Since 2010, 18 people have been convicted, but only two had been sent to the gallows until Sunday, both from JeI. Chowdhury, 66, a senior figure in the BNP, was the first to be executed from that party, the Awami League’s main rival.
Mujahid was charged with leading a death squad responsible for killing intellectuals in 1971, while Chowdhury was convicted of collaborating with the Pakistani army’s violence during that period. The Awami League claims that three million perished in the Pakistani army’s ruthless efforts to crush the 1971 insurrection in East Pakistan, which became Bangladesh. Independent estimates put the number of deaths at between 300,000 and 700,000.
JeI and other Islamic groups were responsible for atrocities, but Hasina and her supporters clamoured for the barbaric death sentences in order to stir up reactionary nationalist sentiment as a means of derailing social and class tensions. She defied criticism by Amnesty International and other Western human rights groups, which accused the government of conducting flawed prosecutions as a political witch-hunt.

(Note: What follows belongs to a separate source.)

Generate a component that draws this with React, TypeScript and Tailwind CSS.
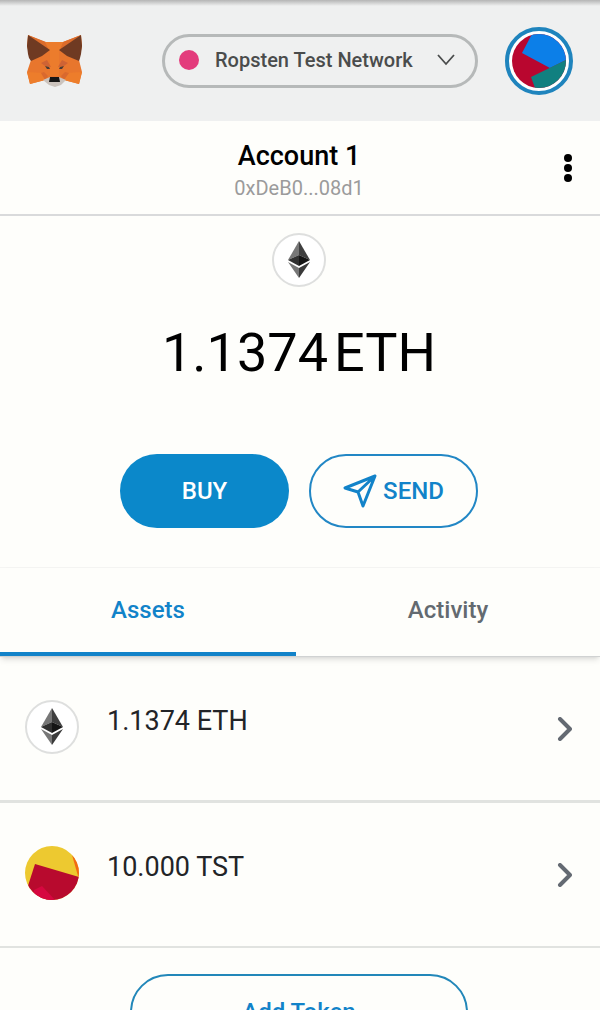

To undermine opposition in the days leading up to the executions, the government imposed social media bans. Initially, the entire Internet was blocked for 90 minutes and bans continue on numbers of sites.
Telecommunications Minister Tarana Halim said last Wednesday the ban was imposed “in the interest of national security.” Information Minister Hasanul Haq Inu declared: “Facebook Messenger, Viber and WhatsApp have been temporarily blocked, as they are being used for making inciting remarks, issuing death threats, and carrying out violent acts.”
Hasina cancelled two official trips abroad—a visit to Malta for the British Commonwealth heads of government meeting on November 24–25 and to Paris for the climate summit on November 30. Her office gave no specific reasons but diplomatic sources told the media there were concerns about the domestic political situation.
The right-wing opposition BNP is currently not represented in parliament after boycotting the 2014 general election. Earlier this year, it called protests that were subjected to bloody repression by the government.
Social tensions are rising. Several months ago, protests by university students erupted after the government’s 2015–16 budget slapped a 7.5 percent VAT on tuition fees, affecting about 450,000 students.
Despite government claims of economic “progress,” more than a quarter of Bangladesh’s 160 million people live below the poverty line. The economy is heavily dependent on the garment industry, which is worth $25 billion in annual exports and employs at least four million low-paid workers,
The Awami League and the BNP represent rival factions of the Bangladesh ruling class whose bitter antagonism is being deepened by the global slump and growing geo-political tensions throughout Asia. Both parties are deeply hostile to the working class and rural masses and have used police-state measures to suppress opposition and resistance to their anti-working class policies.
The Awami League, which was installed in power in newly-independent Bangladesh in 1972 as a result of India’s military intervention, accuses the BNP and other opposition parties of being backed by Pakistan. The BNP alleges that the Awami League is doing India’s bidding.
Adding to the tensions, Islamist groups have conducted a spate of attacks, killing foreigners and others. Earlier this month, the Islamic State of Iraq and Syria (ISIS), claimed responsibility for the shooting of an Italian doctor and a Christian missionary, saying it was their fifth attack in Bangladesh.
Hasina and her government have denied the existence of ISIS in Bangladesh, and blamed the BNP for the attacks, using them as a pretext to step up the Awami League’s authoritarian methods.
The deepening instability in Bangladesh has fuelled concerns by the US and its allies. Washington recently updated its travel warning for Bangladesh, stating that it was not safe for the foreigners because of the killings by Islamic fundamentalists. Britain and Australia also issued travel warnings.
Last Friday, Stephen J. Rapp, a former American ambassador who led the US State Department’s Office of Global Criminal Justice, called Chowdhury’s prosecution “particularly disturbing” because he was not allowed to call witnesses who could testify that he left Bangladesh in March 1971, and was therefore not in the country at the time of the crimes he was accused of committing.
Leaders of the US House Foreign Affairs Committee, in a letter issued last week, described the war crimes tribunal as “very flawed” and a means of political retribution. They further voiced concern that “democratic space is shrinking” in Bangladesh amid “a growing climate of violence, fear and self-censorship.”
Washington’s interest is not in democracy in Bangladesh but that the government’s crackdown could destabilise the strategically-located country, which the Obama administration has been seeking to incorporate into its “pivot to Asia” directed against China.
Earlier this year, the Bangladesh government acknowledged pressure from the US and India to halt Chinese investment in the country’s ports. But China is Bangladesh’s largest trading partner, and the government is desperate for Chinese investment to offset declining export revenue and foreign aid pledges.